C. C. Conclusions du comité
  1. 439. Le Comité, notant que la France se trouve actuellement impliquée dans des hostilités en Indochine, estime que la question de savoir si des dirigeants syndicalistes français peuvent, dans de telles circonstances, revendiquer le droit de mener campagne contre les hostilités dans lesquelles leur pays se trouve engagé soulève « une question politique en relation directe avec la sécurité internationale » dont - conformément au principe défini par le Conseil d'administration le 22 novembre 1951 et que le Comité a décidé de faire sien dans son premier rapport - il ne semble pas, à première vue, que l'O.I.T devrait discuter parce qu'une telle action de la part de l'Organisation « serait contraire à ses traditions et porterait préjudice au rôle utile qu'elle remplit dans le domaine qui lui est propre ».

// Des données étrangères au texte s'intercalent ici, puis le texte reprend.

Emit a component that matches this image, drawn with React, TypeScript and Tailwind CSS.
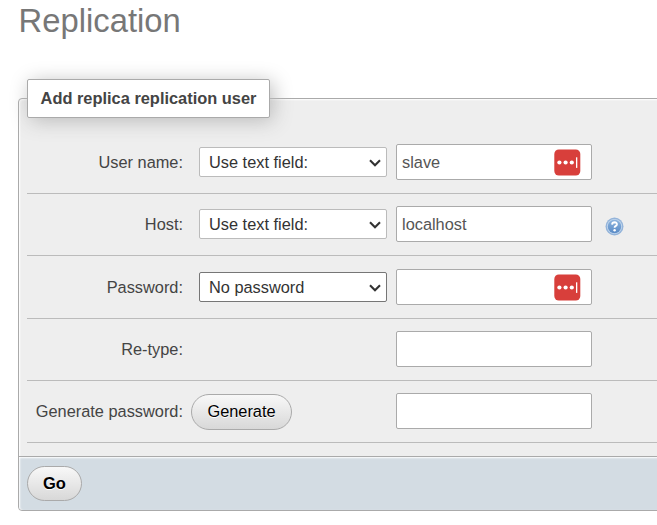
import type { ReactNode } from "react";

function Chevron() {
  return (
    <svg className="mt-[2px]" width="12" height="8" viewBox="0 0 12 8" fill="none" stroke="#333" strokeWidth="2.1">
      <path d="M1 1.2 L6 6.2 L11 1.2" />
    </svg>
  );
}

function Select({ label, focused = false }: { label: string; focused?: boolean }) {
  return (
    <div
      className={
        "flex h-[30px] w-[188px] items-center justify-between rounded-[2px] border bg-white pr-[5px] pl-[9px] text-[#333] " +
        (focused ? "border-[#767676]" : "border-[#bbb]")
      }
    >
      <span className="pb-px">{label}</span>
      <Chevron />
    </div>
  );
}

function PasswordManagerIcon() {
  return (
    <svg width="27" height="27" viewBox="0 0 27 27">
      <rect x="0.3" y="0.5" width="26" height="26" rx="4.5" fill="#d83f3b" />
      <circle cx="5.4" cy="13.5" r="2.1" fill="#fff" />
      <circle cx="11.6" cy="13.5" r="2.1" fill="#fff" />
      <circle cx="17.8" cy="13.5" r="2.1" fill="#fff" />
      <rect x="22" y="8.3" width="1.3" height="10.6" fill="#fff" />
    </svg>
  );
}

function Field({ value = "", manager = false }: { value?: string; manager?: boolean }) {
  return (
    <div className="flex h-9 w-[196px] items-center justify-between rounded-[2px] border border-[#aaa] bg-white pr-[10px] pl-[5px] text-[#555]">
      <span className="pb-px">{value}</span>
      {manager && <PasswordManagerIcon />}
    </div>
  );
}

function HelpIcon() {
  return (
    <svg width="19" height="19" viewBox="0 0 19 19">
      <defs>
        <linearGradient id="help" x1="0" y1="0" x2="0" y2="1">
          <stop offset="0" stopColor="#8db4de" />
          <stop offset="1" stopColor="#5a8bc6" />
        </linearGradient>
      </defs>
      <circle cx="9.5" cy="9.5" r="9" fill="#94b4da" />
      <circle cx="9.5" cy="9.5" r="7.6" fill="#c3d7ed" />
      <circle cx="9.5" cy="9.5" r="6.7" fill="url(#help)" />
      <path d="M7.1 7.6 Q7.2 5.3 9.6 5.3 Q12 5.4 11.9 7.4 Q11.8 8.5 10.5 9.2 Q9.6 9.7 9.6 10.8" fill="none" stroke="#fff" strokeWidth="1.9" />
      <circle cx="9.6" cy="13.2" r="1.2" fill="#fff" />
    </svg>
  );
}

function Row({ label, tall = false, control, children }: { label: string; tall?: boolean; control?: ReactNode; children: ReactNode }) {
  return (
    <div className={"flex items-center border-b border-[#bbb] " + (tall ? "h-[63px]" : "h-[62px]")}>
      <div className={"w-[156px] shrink-0 text-right whitespace-nowrap text-[#444] " + (tall ? "pb-px" : "pb-[2px]")}>{label}</div>
      <div className="flex w-[213px] shrink-0">{control}</div>
      <div className={"flex items-center " + (tall ? "" : "-mt-px")}>{children}</div>
    </div>
  );
}

const button =
  "flex items-center justify-center rounded-[20px] border border-[#aaa] bg-linear-to-b from-[#f8f8f8] to-[#d8d8d8] pb-[2px] text-black [text-shadow:0_1px_0_#fff]";

export default function App() {
  return (
    <div className="h-[525px] w-[657px] overflow-hidden bg-white font-['Liberation_Sans',Arial,sans-serif] text-[16.35px] leading-5">
      <h1 className="h-[79px] pl-[18.5px] text-[32.8px] leading-[41px] text-[#777]">Replication</h1>
      <div className="mt-[19px] ml-[18px] h-[413px] w-[660px] rounded-[4px] border border-[#aaa] bg-[#eee] shadow-[inset_1px_1px_2px_#fff]">
        <div className="-mt-[20px] ml-2 flex h-[39px] w-[243px] items-center justify-center rounded-[2px] border border-[#aaa] bg-white pb-[2px] text-[16.4px] font-bold text-[#444] shadow-[3px_3px_20px_#bbb]">
          Add replica replication user
        </div>
        <div className="ml-2 pt-[13px]">
          <Row label="User name:" tall control={<div className="ml-4"><Select label="Use text field:" /></div>}>
            <Field value="slave" manager />
          </Row>
          <Row label="Host:" control={<div className="-mt-px ml-4"><Select label="Use text field:" /></div>}>
            <Field value="localhost" />
            <div className="mt-[4px] ml-[13px]"><HelpIcon /></div>
          </Row>
          <Row label="Password:" tall control={<div className="ml-4"><Select label="No password" focused /></div>}>
            <Field manager />
          </Row>
          <Row label="Re-type:">
            <Field />
          </Row>
          <Row label="Generate password:" control={<button className={button + " ml-2 h-9 w-[101px]"}>Generate</button>}>
            <Field />
          </Row>
        </div>
        <div className="mt-[13px] flex h-[54px] items-center rounded-bl-[4px] border-t border-[#aaa] bg-[#d3dce3] pl-2 shadow-[inset_1px_1px_2px_#fff]">
          <button className={button + " h-[35px] w-[55px] text-[16.5px] font-bold"}>Go</button>
        </div>
      </div>
    </div>
  );
}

  2. 440. Le Comité rappelle que dans toute une série de cas antérieurs, tels que ceux concernant l'Iran (cas no 6), le Royaume-Uni (Malaisie) (cas no 30), et les Philippines (cas no 22), il a estimé devoir examiner les allégations présentées en tenant compte des circonstances exceptionnelles qui découlaient d'une situation de crise interne ou d'hostilités.
  3. 441. Dans le cas présent, les plaignants allèguent que le gouvernement aurait porté atteinte au libre exercice des droits syndicaux en procédant à l'arrestation arbitraire d'un certain nombre de dirigeants de la Confédération générale du travail de France et en violant les locaux de cette Confédération.
  4. 442. Dans sa réponse, le gouvernement n'a pas commenté en détail les allégations présentées. Il semble qu'il se soit volontairement abstenu de le faire parce que, comme il le déclare, « la justice militaire étant saisie de l'affaire et l'instruction étant en cours, il n'est pas possible au pouvoir exécutif de s'immiscer dans le déroulement de la procédure ».
  5. 443. Le Comité a constaté à cet égard que le principe selon lequel toute personne inculpée devrait bénéficier des garanties d'une procédure judiciaire régulière - principe dont il a tenu à plusieurs reprises à souligner l'importance - paraît être en l'espèce entièrement respecté puisqu'il ressort des déclarations du gouvernement que les personnes relevant de la justice militaire jouissent depuis 1928 des mêmes garanties (en ce qui concerne notamment le respect des droits de la défense et l'exercice de multiples voies de recours) que les personnes justiciables des juridictions ordinaires. Elles peuvent, en particulier, former opposition contre les ordonnances du juge d'instruction et déposer, par l'intermédiaire de leur défenseur, tous mémoires et conclusions sur lesquels la Chambre des mises en accusation, juridiction d'appel, est appelée à statuer.
  6. 444. Le Comité a remarqué, en particulier, que c'est précisément à la suite de deux recours qu'ils avaient formulés que les inculpés ont été mis en liberté provisoire par la Chambre des mises en accusation. De ce fait, un des principaux griefs contenus dans les plaintes, à savoir la détention préventive d'un certain nombre de dirigeants syndicalistes, est maintenant devenu sans objet puisque ceux-ci sont de nouveau libres d'exercer leur mandat syndical.
  7. 445. Quant à la raison même des poursuites engagées contre les dirigeants syndicalistes en question et des autres mesures qui s'en sont suivies, le Comité a constaté qu'elle consiste essentiellement, de l'avis même des plaignants, dans l'attitude prise par les intéressés en ce qui concerne la guerre au Viet-Nam. Les plaignants allèguent à cet égard que c'est porter atteinte à la liberté syndicale de refuser à une organisation syndicale le droit d'agir pour la défense de la paix et d'engager les travailleurs à ne pas accepter une politique jugée contraire à leurs intérêts vitaux. Le gouvernement a indiqué que la Chambre des mises en accusation, bien qu'elle ait déclaré surseoir à statuer sur l'ensemble du cas, avait d'ores et déjà constaté, d'une part, le sérieux et la gravité des charges relevées par l'information à l'encontre des prévenus, d'autre part, la réunion dans cette affaire des éléments constitutifs d'une « entreprise de démoralisation ».

Recommandation du comité

Recommandation du comité
  1. 446. Le Comité, tout en appréciant les raisons qui ont dicté au gouvernement les mesures qu'il a prises, a toutefois estimé que la décision judiciaire à intervenir est susceptible de lui apporter de précieux éléments d'information et, pour cette raison, il croit devoir recommander au Conseil d'administration de surseoir pour le moment, à l'examen du cas.